Mattia Crocetti CondiVIDendo

Mattia Crocetti, COndiViDendo 19

La narrazione della convivenza dei cittadini italiani, il progetto COndiVIDendo 19 del fotografo Mattia Crocetti in una sua interessante sintesi.

Se è vero che a causa dell’emergenza Coronavirus SARS-CoV-2 il mondo esterno è diventato improvvisamente infido e pericoloso – e con stupore e con rabbia abbiamo scoperto che esso ci obbedisce solo imperfettamente e solo a casaccio – è altrettanto vero che il mondo interno, quello delle nostre abitazioni, si è rivelato un meccanismo molto più complesso di quanto avessimo fin qui sperimentato. In questo ripiegamento domestico che ci coinvolge tutti, il rapporto tra gli uomini e le cose è plasmato da cambiamenti continui, anche radicali, nulla sembra essere più stabile e ordinato, perfino le regole della casa mi oscillano sotto la penna. 

La narrazione della convivenza dei cittadini italiani, il fatto di abitare o dover abitare gli stessi spazi durante questo periodo di pandemia, co-abitando modi, abitudini ed esperienze, trova nel progetto COndiVIDendo 19 del fotografo Mattia Crocetti una sua interessante sintesi. Si tratta di una ricognizione a carattere documentale in cui gli scatti compongo il puzzle variegato e variopinto di una umanità colta nell’intimità della condizione del suo confinamento.
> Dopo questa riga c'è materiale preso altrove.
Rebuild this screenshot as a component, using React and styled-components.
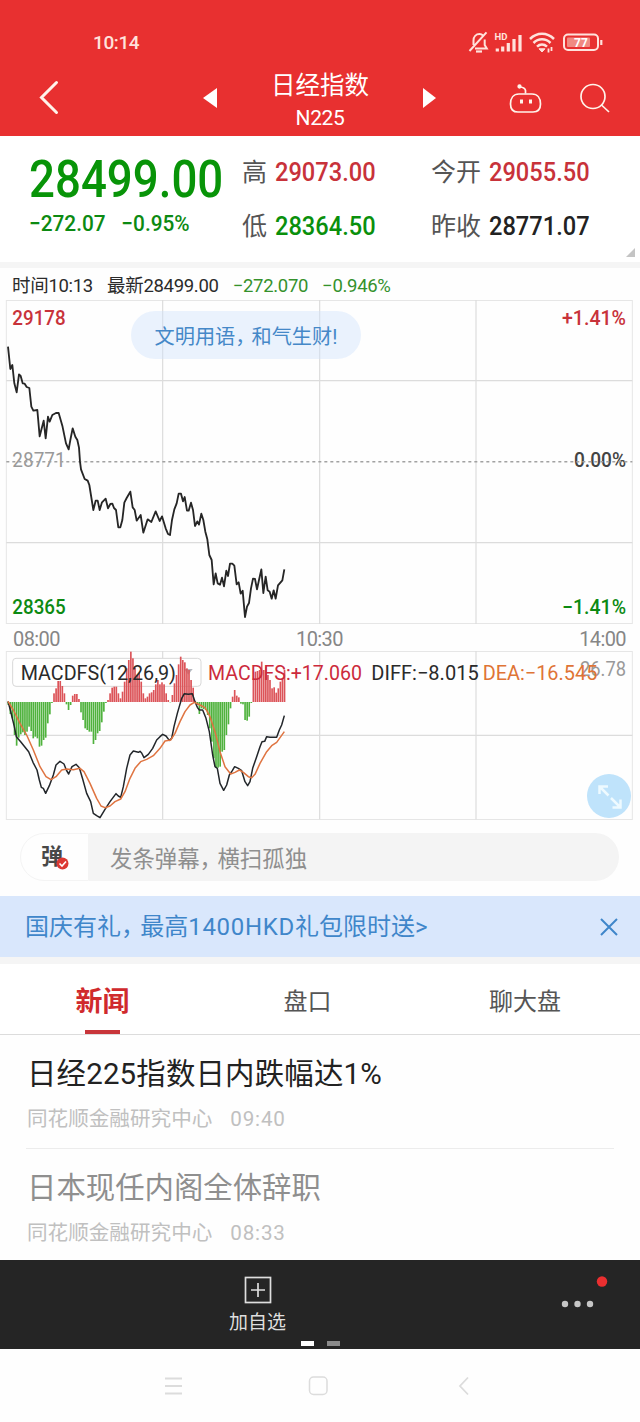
import React from "react";
import styled, { createGlobalStyle } from "styled-components";

const RED = "#c8323a";
const GREEN = "#0c8a12";

const GlobalStyle = createGlobalStyle`
  * {
    box-sizing: border-box;
  }
  body {
    margin: 0;
    background: #fff;
    font-family: Roboto, "Noto Sans CJK SC", sans-serif;
    color: #333;
  }
`;

const Page = styled.div`
  width: 640px;
  height: 1422px;
  overflow: hidden;
  background: #fefefe;
`;

const Header = styled.header`
  height: 136px;
  background: #e83030;
  color: #fff;
`;

const StatusBar = styled.div`
  display: flex;
  align-items: center;
  justify-content: space-between;
  height: 60px;
  padding: 25px 36px 0 93px;
  color: #ffe2dc;
`;

const Clock = styled.span`
  font-size: 19px;
  font-weight: 500;
  letter-spacing: -0.4px;
`;

const TitleBar = styled.div`
  display: grid;
  grid-template-columns: 198px 24px 196px 24px 198px;
  align-items: center;
  height: 76px;
`;

const BackButton = styled.div`
  padding-left: 38px;
  height: 39px;
`;

const TitleText = styled.div`
  text-align: center;
  padding-top: 6px;
`;

const TitleName = styled.div`
  font-size: 24.5px;
  line-height: 33px;
`;

const TitleCode = styled.div`
  font-size: 21px;
  line-height: 32px;
  letter-spacing: -0.4px;
`;

const Tools = styled.div`
  display: flex;
  align-items: center;
  gap: 36px;
  padding-left: 65px;
`;

const Quote = styled.section`
  position: relative;
  display: grid;
  grid-template-columns: 213px 189px 1fr;
  height: 126px;
  padding: 9px 0 0 29px;
  background: #fff;
`;

const LastPrice = styled.div`
  height: 64px;
  line-height: 69px;
  font-size: 51px;
  font-weight: 500;
  color: #089408;
  transform: scaleX(0.895);
  transform-origin: left;
`;

const Change = styled.div`
  display: flex;
  gap: 17px;
  font-size: 22.5px;
  line-height: 28px;
  font-weight: 500;
  color: ${GREEN};
  transform: scaleX(0.925);
  transform-origin: left;
`;

const Field = styled.div`
  display: flex;
  align-items: center;
  gap: 8px;
  height: 54px;
  padding-top: 1px;
  font-size: 25px;
  line-height: 50px;
  color: #555;
`;

const FieldValue = styled.span`
  font-size: 25px;
  font-weight: 500;
  color: ${(props) => props.$color};
  transform: scaleX(0.945);
  transform-origin: left;
`;

const Corner = styled.i`
  position: absolute;
  right: 5px;
  bottom: 5px;
  border-left: 9px solid transparent;
  border-bottom: 9px solid #c4c4c4;
`;

const Divider = styled.div`
  height: ${(props) => props.$height}px;
  background: #f5f5f5;
`;

const InfoLine = styled.div`
  display: flex;
  align-items: center;
  height: 32px;
  padding: 4px 0 0 12px;
  font-size: 18.5px;
  letter-spacing: -0.3px;
  color: #2b2b2b;
  white-space: nowrap;
`;

const InfoItem = styled.span`
  margin-right: 14px;
  line-height: 30px;
  color: ${(props) => props.$color};
`;

const ChartArea = styled.div`
  position: relative;
  height: 324px;
`;

const Chart = styled.svg`
  display: block;
`;

const Bubble = styled.div`
  position: absolute;
  left: 131px;
  top: 11px;
  width: 230px;
  height: 48px;
  border-radius: 24px;
  background: rgba(208, 226, 252, 0.42);
  color: #4588c8;
  font-size: 20.2px;
  line-height: 52px;
  text-align: center;
`;

const Comma = styled.span`
  letter-spacing: -0.2em;
`;

const TimeAxis = styled.div`
  display: flex;
  justify-content: space-between;
  height: 27px;
  padding: 3px 14px 0 13px;
  font-size: 20px;
  line-height: 25px;
  letter-spacing: -0.6px;
  color: #868686;
`;

const MacdArea = styled.div`
  position: relative;
  height: 170px;
`;

const ExpandButton = styled.div`
  position: absolute;
  right: 9px;
  bottom: 3px;
  width: 44px;
  height: 44px;
  border-radius: 50%;
  background: #bfe3fb;
`;

const CommentBar = styled.div`
  display: flex;
  height: 75px;
  padding: 12px 21px 15px 20px;
`;

const DanmuToggle = styled.div`
  display: flex;
  position: relative;
  width: 69px;
  border: 1px solid #f4f4f4;
  border-radius: 24px 0 0 24px;
  padding-left: 20px;
  font-size: 22px;
  line-height: 45px;
  font-weight: 700;
  color: #484848;
`;

const CheckBadge = styled.svg`
  position: absolute;
  left: 35px;
  top: 23px;
`;

const CommentInput = styled.div`
  flex: 1;
  padding-left: 21px;
  border-radius: 0 24px 24px 0;
  background: #f4f4f4;
  font-size: 22.4px;
  line-height: 52px;
  color: #8f8f8f;
`;

const Banner = styled.div`
  display: flex;
  align-items: center;
  justify-content: space-between;
  height: 61px;
  padding: 0 22px 0 25px;
  background: #d9e7fc;
  color: #3f86ca;
  font-size: 24px;
  line-height: 36px;
  white-space: nowrap;
`;

const BannerText = styled.span`
  padding-top: 1px;
`;

const BannerAmount = styled.span`
  letter-spacing: 0.7px;
`;

const Tabs = styled.nav`
  display: grid;
  grid-template-columns: 205px 205px 230px;
  height: 71px;
  background: #fff;
  border-bottom: 1px solid #dcdcdc;
`;

const Tab = styled.div`
  display: flex;
  flex-direction: column;
  align-items: center;
  font-size: ${(props) => (props.$active ? 27 : 24)}px;
  font-weight: ${(props) => (props.$active ? 700 : 400)};
  line-height: 76px;
  color: ${(props) => (props.$active ? "#d02a2d" : "#555")};

  &::after {
    content: "";
    width: 35px;
    height: 4px;
    margin-top: -10px;
    background: ${(props) => (props.$active ? "#c8353a" : "transparent")};
  }
`;

const NewsList = styled.div`
  height: 225px;
  padding: 0 26px;
`;

const NewsItem = styled.article`
  height: 114px;
  padding: 17px 1px 0;
  border-bottom: 1px solid #ececec;

  &:last-child {
    border-bottom: none;
  }
`;

const NewsTitle = styled.div`
  font-size: 29.4px;
  line-height: 44px;
  letter-spacing: ${(props) => (props.$read ? 0 : 0.2)}px;
  color: ${(props) => (props.$read ? "#8f8f8f" : "#222")};
`;

const NewsMeta = styled.div`
  display: flex;
  gap: 18px;
  margin-top: 7px;
  font-size: 20.6px;
  line-height: 32px;
  color: #c0c0c0;
`;

const NewsTime = styled.span`
  letter-spacing: 0.8px;
`;

const BottomBar = styled.footer`
  position: relative;
  display: flex;
  height: 89px;
  background: #252525;
  color: #dedede;
`;

const AddButton = styled.div`
  display: flex;
  flex-direction: column;
  align-items: center;
  width: 515px;
  padding-top: 16px;
  font-size: 19px;
  line-height: 37px;
`;

const MoreButton = styled.div`
  padding: 16px 0 0 46px;
`;

const Pager = styled.div`
  position: absolute;
  left: 301px;
  bottom: 3px;
  display: flex;
  gap: 13px;
`;

const PagerDot = styled.i`
  width: 13px;
  height: 5px;
  background: ${(props) => (props.$active ? "#fff" : "#8b8b8b")};
`;

const SystemNav = styled.div`
  display: grid;
  grid-template-columns: 145px 149px 20px;
  align-items: center;
  height: 73px;
  padding-left: 163px;
`;

const PRICE_LINE =
  "24,140 31,207 37,195 43,250 50,277 57,223 62,228 68,250 74,251 80,261 88,264 94,320 100,332 112,330 119,409 131,362 137,415 144,350 149,365 157,345 168,339 176,339 187,377 198,430 206,448 211,420 218,385 226,410 232,420 237,443 240,485 243,508 254,537 263,542 268,555 280,630 287,602 293,602 299,630 306,607 317,596 324,625 331,612 337,611 342,624 348,630 355,682 361,682 367,660 373,608 380,594 391,575 398,622 404,630 410,662 422,645 430,698 443,658 454,666 467,634 479,663 486,649 497,685 504,702 510,705 516,660 523,628 530,610 536,581 543,581 549,604 554,591 561,632 566,632 573,608 579,630 585,678 592,664 597,674 604,641 610,660 616,695 622,718 628,765 635,780 641,853 647,820 653,850 660,854 666,833 672,859 679,812 684,828 690,791 697,791 703,797 710,853 716,847 722,881 728,872 735,951 741,920 747,909 753,865 759,836 765,837 771,868 777,840 784,808 790,879 797,830 803,871 809,875 815,896 821,871 827,896 834,856 847,841 853,808";

const DIFF_LINE =
  "24,229 31,255 43,305 49,335 62,350 74,365 86,380 99,412 111,435 118,465 124,487 130,490 137,505 148,482 160,450 168,420 180,409 192,417 199,435 206,447 216,425 228,418 238,428 248,462 260,505 272,530 280,565 290,572 300,578 315,553 330,530 348,506 355,513 362,517 370,485 380,430 390,390 400,378 415,382 420,379 425,384 432,398 445,388 458,370 470,345 480,335 488,328 498,333 508,346 515,340 522,305 532,265 545,220 553,206 565,208 577,206 585,230 592,247 598,255 608,255 618,280 628,320 638,390 645,425 652,430 660,475 671,496 680,480 688,450 697,437 704,425 715,430 725,437 735,470 743,482 750,470 758,430 770,395 780,365 786,350 794,349 800,335 810,337 830,337 838,315 845,300 853,272";

const DEA_LINE =
  "24,229 40,255 60,295 80,330 100,375 120,425 138,455 153,464 168,455 185,435 200,432 220,434 240,430 252,440 270,475 290,520 303,543 315,548 330,543 345,530 362,522 375,500 390,460 405,430 422,410 440,403 460,392 480,370 495,348 512,345 525,325 540,290 555,260 570,240 583,232 600,240 615,248 630,275 645,320 660,380 675,425 692,447 705,442 718,435 730,442 745,455 755,458 765,448 780,415 800,380 815,362 830,352 853,320";

const ZERO = 231;

// end of every MACD bar, above or below the zero line
const BARS = [
  240, 267, 280, 330, 362, 338, 328, 322, 330, 320, 305, 318, 340, 335, 340,
  365, 362, 345, 338, 295, 268, 234, 205, 190, 168, 168, 183, 205, 238, 255,
  240, 212, 207, 207, 222, 262, 285, 310, 315, 320, 320, 357, 345, 325, 318,
  292, 260, 234, 225, 205, 188, 185, 185, 205, 220, 200, 170, 130, 105, 80,
  100, 128, 150, 145, 170, 205, 220, 215, 205, 202, 195, 178, 165, 178, 172,
  178, 205, 225, 232, 210, 175, 150, 118, 95, 105, 112, 130, 135, 165, 188,
  228, 240, 267, 250, 252, 255, 270, 310, 350, 400, 428, 428, 425, 380, 375,
  330, 298, 250, 215, 195, 212, 217, 236, 238, 285, 287, 275, 234, 160, 140,
  138, 135, 110, 135, 125, 150, 165, 190, 187, 203, 190, 170, 160, 135,
];

function Label({ width, ...rest }) {
  return <text textLength={width} lengthAdjust="spacingAndGlyphs" {...rest} />;
}

function StatusIcons() {
  return (
    <svg width="136" height="24" viewBox="0 0 136 24" fill="none" stroke="currentColor">
      <path d="M5.500 14V9.500C5.500 5.800 8 3 11.500 3Q13.500 3 15 4.500M16.700 8.500V14L18.800 17.500H7M1.500 20L18.500 1.300" strokeWidth="2" />
      <path d="M8 20.500H14" strokeWidth="2.200" />
      <Label width={13} x="26.500" y="9" fontSize="9" fontWeight="700" fill="currentColor" stroke="none">
        HD
      </Label>
      <path d="M29.300 20.500V17.500M34.700 20.500V15.500M40.300 20.500V12M46 20.500V8M52 20.500V4" strokeWidth="3.200" />
      <path d="M62 8C69 1.100 79 1.100 86 8M65.500 12C70.500 7.100 77.500 7.100 82.500 12M69 15.700C72 12.900 76 12.900 79 15.700" strokeWidth="2.500" />
      <path d="M71 17.800H77L74 21Z" fill="currentColor" />
      <path d="M80.500 17.500V21.500M83.500 16V20" strokeWidth="1.800" />
      <rect x="96" y="3.500" width="34" height="15.500" rx="4" strokeWidth="2" />
      <rect x="99" y="6.500" width="23" height="9.500" rx="1" fill="#f08a82" stroke="none" />
      <path d="M133.300 9V14" strokeWidth="2.200" />
      <text x="106" y="15.500" fontSize="12" fontWeight="700" fill="#fff" stroke="none">
        77
      </text>
    </svg>
  );
}

function PriceChart() {
  return (
    <Chart width="640" height="324" viewBox="0 0 1920 972" fill="none">
      <rect x="19" y="1.500" width="1878" height="969" stroke="#e6e6e6" strokeWidth="3" />
      <path d="M19 242H1897M19 728H1897M488 0V972M959 0V972M1428 0V972" stroke="#dcdcdc" strokeWidth="3.500" />
      <g fontSize="60" fontWeight="500">
        <Label x="37" y="74" width={160} fill={RED}>29178</Label>
        <Label x="37" y="500" width={160} fill="#999" fontWeight="400">28771</Label>
        <Label x="37" y="942" width={160} fill={GREEN}>28365</Label>
        <Label x="1686" y="74" width={192} fill={RED}>+1.41%</Label>
        <Label x="1722" y="500" width={156} fill="#444">0.00%</Label>
        <Label x="1686" y="942" width={192} fill={GREEN}>−1.41%</Label>
      </g>
      <path d="M19 485H1897" stroke="#a2a2a2" strokeWidth="4.500" strokeDasharray="9 9" />
      <polyline points={PRICE_LINE} stroke="#262626" strokeWidth="5.500" strokeLinejoin="round" />
    </Chart>
  );
}

function MacdChart() {
  return (
    <Chart width="640" height="170" viewBox="0 78 1920 510" fill="none">
      <rect x="19" y="79.500" width="1878" height="504" stroke="#e6e6e6" strokeWidth="3" />
      <path d="M19 331H1897M488 78V583M959 78V583M1428 78V583" stroke="#dcdcdc" strokeWidth="3.500" />
      <rect x="38" y="100" width="565" height="84" rx="10" fill="#fff" stroke="#d8d8d8" strokeWidth="3" />
      <path d="M552 132H578L565 149Z" fill="#b5b9c0" />
      {BARS.map((end, i) => (
        <rect
          key={i}
          x={22.5 + i * 6.23}
          y={Math.min(end, ZERO)}
          width="5"
          height={Math.abs(end - ZERO)}
          fill={end > ZERO ? "#4fb23d" : "#dc5358"}
        />
      ))}
      <polyline points={DIFF_LINE} stroke="#22262a" strokeWidth="4.500" strokeLinejoin="round" />
      <polyline points={DEA_LINE} stroke="#df7441" strokeWidth="4.500" strokeLinejoin="round" />
      <g fontSize="60">
        <Label x="62" y="165" width={466} fill="#2a2a2a">MACDFS(12,26,9)</Label>
        <Label x="1740" y="154" width={138} fill="#999">26.78</Label>
        <Label x="624" y="165" width={462} fill="#cc2a3c">MACDFS:+17.060</Label>
        <Label x="1114" y="165" width={322} fill="#2a2a2a">DIFF:−8.015</Label>
        <Label x="1448" y="165" width={344} fill="#df7436">DEA:−16.545</Label>
      </g>
    </Chart>
  );
}

function App() {
  return (
    <Page>
      <GlobalStyle />
      <Header>
        <StatusBar>
          <Clock>10:14</Clock>
          <StatusIcons />
        </StatusBar>
        <TitleBar>
          <BackButton>
            <svg width="22" height="36" fill="none" stroke="#fff3ea" strokeWidth="3" strokeLinecap="round">
              <path d="M18.500 3.500L3.500 18.500L18.500 33.500" />
            </svg>
          </BackButton>
          <svg width="24" height="24">
            <path d="M19 2V22L5 12Z" fill="#fff" />
          </svg>
          <TitleText>
            <TitleName>日经指数</TitleName>
            <TitleCode>N225</TitleCode>
          </TitleText>
          <svg width="24" height="24">
            <path d="M5 2V22L18 12Z" fill="#fff" />
          </svg>
          <Tools>
            <svg width="36" height="32" fill="none" stroke="#fff3ea" strokeWidth="1.700">
              <path d="M12 12H25C30.500 12 33.500 16 33.500 22C33.500 27.500 31 30 26 30H11C6 30 3.500 27.500 3.500 22C3.500 16 6.500 12 12 12Z" />
              <path d="M18.500 11.500V8.500Q18 5.500 13 5" />
              <circle cx="12.500" cy="4.500" r="1.300" fill="#fff3ea" />
              <path d="M14.500 17.500V21.500M23.500 17.500V21.500" strokeWidth="3" />
            </svg>
            <svg width="32" height="32" fill="none" stroke="#fff3ea" strokeWidth="1.700">
              <circle cx="14" cy="14.500" r="12" />
              <path d="M22.500 23L30 30" />
            </svg>
          </Tools>
        </TitleBar>
      </Header>

      <Quote>
        <div>
          <LastPrice>28499.00</LastPrice>
          <Change>
            <span>−272.07</span>
            <span>−0.95%</span>
          </Change>
        </div>
        <div>
          <Field>
            高<FieldValue $color={RED}>29073.00</FieldValue>
          </Field>
          <Field>
            低<FieldValue $color="#0a900c">28364.50</FieldValue>
          </Field>
        </div>
        <div>
          <Field>
            今开<FieldValue $color={RED}>29055.50</FieldValue>
          </Field>
          <Field>
            昨收<FieldValue $color="#222">28771.07</FieldValue>
          </Field>
        </div>
        <Corner />
      </Quote>
      <Divider $height={6} />

      <InfoLine>
        <InfoItem>时间10:13</InfoItem>
        <InfoItem>最新28499.00</InfoItem>
        <InfoItem $color="#35912c">−272.070</InfoItem>
        <InfoItem $color="#35912c">−0.946%</InfoItem>
      </InfoLine>
      <ChartArea>
        <PriceChart />
        <Bubble>
          文明用语<Comma>，</Comma>和气生财!
        </Bubble>
      </ChartArea>
      <TimeAxis>
        <span>08:00</span>
        <span>10:30</span>
        <span>14:00</span>
      </TimeAxis>
      <MacdArea>
        <MacdChart />
        <ExpandButton>
          <svg width="44" height="44" fill="none" stroke="#eefaff" strokeWidth="2.500">
            <path d="M12.500 20V12.500H21M13 13L21.500 21.500M24 24L33 33M33.500 25.500V33.500H25.500" />
          </svg>
        </ExpandButton>
      </MacdArea>

      <CommentBar>
        <DanmuToggle>
          弹
          <CheckBadge width="13" height="13">
            <circle cx="6.500" cy="6.500" r="6" fill="#dc3832" />
            <path d="M3.500 6.500L6 9L10 4.500" fill="none" stroke="#fff" strokeWidth="1.600" />
          </CheckBadge>
        </DanmuToggle>
        <CommentInput>
          发条弹幕<Comma>，</Comma>横扫孤独
        </CommentInput>
      </CommentBar>

      <Banner>
        <BannerText>
          国庆有礼<Comma>，</Comma>最高<BannerAmount>1400HKD</BannerAmount>礼包限时送&gt;
        </BannerText>
        <svg width="18" height="18" stroke="#3f86ca" strokeWidth="2">
          <path d="M1 1L17 17M17 1L1 17" />
        </svg>
      </Banner>
      <Divider $height={7} />

      <Tabs>
        <Tab $active>新闻</Tab>
        <Tab>盘口</Tab>
        <Tab>聊大盘</Tab>
      </Tabs>
      <NewsList>
        <NewsItem>
          <NewsTitle>日经225指数日内跌幅达1%</NewsTitle>
          <NewsMeta>
            <span>同花顺金融研究中心</span>
            <NewsTime>09:40</NewsTime>
          </NewsMeta>
        </NewsItem>
        <NewsItem>
          <NewsTitle $read>日本现任内阁全体辞职</NewsTitle>
          <NewsMeta>
            <span>同花顺金融研究中心</span>
            <NewsTime>08:33</NewsTime>
          </NewsMeta>
        </NewsItem>
      </NewsList>

      <BottomBar>
        <AddButton>
          <svg width="28" height="28" fill="none" stroke="#dedede" strokeWidth="1.700">
            <rect x="1.500" y="1.500" width="25" height="25" />
            <path d="M14 7V21M7 14H21" />
          </svg>
          加自选
        </AddButton>
        <MoreButton>
          <svg width="48" height="36">
            <g fill="#c6c6c6">
              <circle cx="4" cy="28" r="3.200" />
              <circle cx="16.500" cy="28" r="3.200" />
              <circle cx="29" cy="28" r="3.200" />
            </g>
            <circle cx="41" cy="5.500" r="5.200" fill="#ea2f30" />
          </svg>
        </MoreButton>
        <Pager>
          <PagerDot $active />
          <PagerDot />
        </Pager>
      </BottomBar>
      <SystemNav>
        <svg width="20" height="20" stroke="#dcdcdc" strokeWidth="1.800">
          <path d="M2 2.500H19M2 10H19M2 17.500H19" />
        </svg>
        <svg width="20" height="20" fill="none" stroke="#dcdcdc" strokeWidth="1.500">
          <rect x="1.500" y="1" width="17.500" height="17.500" rx="4" />
        </svg>
        <svg width="14" height="20" fill="none" stroke="#dcdcdc" strokeWidth="1.800">
          <path d="M11 1.500L3 10L11 18.500" />
        </svg>
      </SystemNav>
    </Page>
  );
}

export default App;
Ritratti di famiglia, singoli individui o gruppi di persone, non necessariamente legate tra loro da vincoli di parentela, diventano al contempo attori e autori di un processo creativo che li cristallizza in immagini che irrompono sulla scena come un doppio, come alchemico risultato di un artefice doppio. Da una parte il fotografo che, tramite una video chiamata, crea la composizione, definisce l’inquadratura, regola la messa a fuoco della macchina e controlla la luce e dall’altro il soggetto che, offrendo la sua presenza all’obiettivo, ha cura di eseguire le istruzioni impartitegli così da creare un’amalgama nelle intenzioni e negli esiti. 

“Il progetto COndiVIDendo nasce da me, dalla necessità di indagare la mia condizione fisica e mentale. Sono una persona molto loquace e il fatto di essere, in questo momento storico, estremamente vincolato nei rapporti sociali mi ha spinto a voler interagire in qualche modo con l’esterno, creando un movimento, una specie di tensione da dentro a fuori e viceversa. Da reporter italiano mi sentivo in dovere di raccontare questa situazione difficile per tutti e che tutti stanno interpretando a loro modo. Il mio maestro Emiliano Mancuso sono certo mi avrebbe detto: devi raccontare una storia e devi farlo adesso! Io ho voluto raccontare una quotidianità tutto sommato serena e così sono andato di casa in casa, come un’ape. La gente mi sentiva arrivare e si voltava verso di me concedendomi il tempo dello scatto, come a dire: io vi guardo, voi ricambiate lo sguardo e da questa condivisione ne usciamo tutti più arricchiti. Con questa consapevolezza volavo allora in un’altra casa.”

Dopo il decreto del 9 marzo 2020 emesso dal Governo italiano, alcune famiglie sono riuscite a riunirsi, magari dopo tanto tempo, mentre altre si sono trovate completamente smembrate, separate e divise in luoghi lontani del nostro Paese. In altri casi ancora, qualcuno si è dovuto adattare a contesti di condivisione forzata dovendo magari condividere con degli estranei non solo stanze e consuetudini ma anche sentimenti e paure. Ecco allora l’atto di rendere visibile l’invisibile, ciò che sta dentro, chiuso nel perimetro stretto della quarantena, quasi una testimonianza della irrinunciabile necessità dell’Uomo di commisurarsi ad altri e altro. Del resto il carattere della vita umana è necessariamente dialogico e venendo meno il contatto, il fluido di coesione è demandato all’immagine, alla sua forza collettiva, alla sua capacità di inglobare dentro ogni fotogramma una scena, non come territorio che imita il reale ma dove si fa la vita.